Experimental, theoretical and numerical study on flexural behavior of hybrid steel-GFRP reinforced concrete slabs

This paper presents the experimental results of six full-scale one-way reinforced concrete slabs with variations in reinforcement detailing. Test specimens consisted of two reference concrete slabs reinforced fully with glass fiber reinforced polymer (GFRP) rebars or with steel rebars and four hybrid-reinforced slabs. The variables included the arrangement of rebars, mechanical reinforcing ratio, and the ratio of steel rebar area to GFRP rebar area. The fabricated specimens were subjected to four-point loading until failure in the strong floor laboratory.

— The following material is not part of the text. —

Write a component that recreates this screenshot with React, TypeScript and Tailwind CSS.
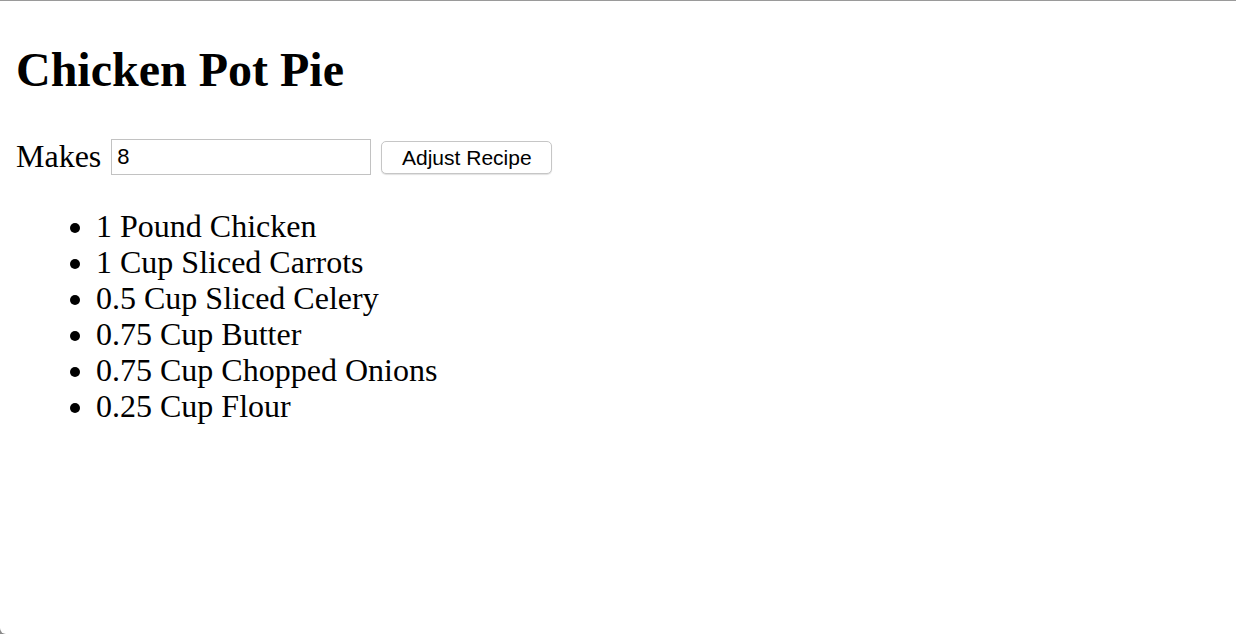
import React from "react";

export default function App() {
  const items = [
    "1 Pound Chicken",
    "1 Cup Sliced Carrots",
    "0.5 Cup Sliced Celery",
    "0.75 Cup Butter",
    "0.75 Cup Chopped Onions",
    "0.25 Cup Flour",
  ];
  return (
    <div className="h-[634px] w-[1236px] bg-[#8a8a8a] overflow-hidden">
      <div
        className="h-[634px] w-[1236px] bg-white border-t border-[#9a9a9a] rounded-bl-[6px] text-black px-4"
        style={{ fontFamily: '"Liberation Serif", "Times New Roman", serif' }}
      >
        <h1 className="mt-[42px] text-[48px] leading-[53px] font-bold">Chicken Pot Pie</h1>
        <div className="mt-[43px] flex items-center h-[36px]">
          <span className="text-[32px] leading-[36px] relative top-[-1px]">Makes</span>
          <input
            defaultValue="8"
            className="ml-[10px] w-[260px] h-[36px] border border-[#c2c2c2] px-[5px] text-[22px] outline-none"
            style={{ fontFamily: '"Liberation Sans", Arial, sans-serif' }}
          />
          <button
            className="ml-[10px] w-[171px] h-[33px] border border-[#c6c6c6] rounded-[5px] bg-white shadow-[0_1px_1px_rgba(0,0,0,0.12)] text-[21px] leading-none text-black"
            style={{ fontFamily: '"Liberation Sans", Arial, sans-serif' }}
          >
            Adjust Recipe
          </button>
        </div>
        <ul className="mt-[33px] pl-[80px] list-disc text-[32px] leading-[36px]">
          {items.map((it) => (
            <li key={it}>{it}</li>
          ))}
        </ul>
      </div>
    </div>
  );
}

Experimental results indicated that hybrid reinforcement enhances stiffness compared to FRP reinforcement and provides a higher load-bearing capacity than steel reinforcement. Also, it was observed that FRP bars placed as tensile reinforcement, similar in number and diameter size to steel bars placed as compressive reinforcement in a slab result in the highest ultimate capacity. Moreover, it was observed that while the mechanical reinforcing ratio contributes to the overall behavior of hybrid-reinforced concrete slabs, the ratio of steel rebar area to GFRP rebar area is not considerably effective. Furthermore, image processing was employed to determine the exact crack widths of specimens after failure. Finally, finite element modeling results showed good agreement with the experimental results.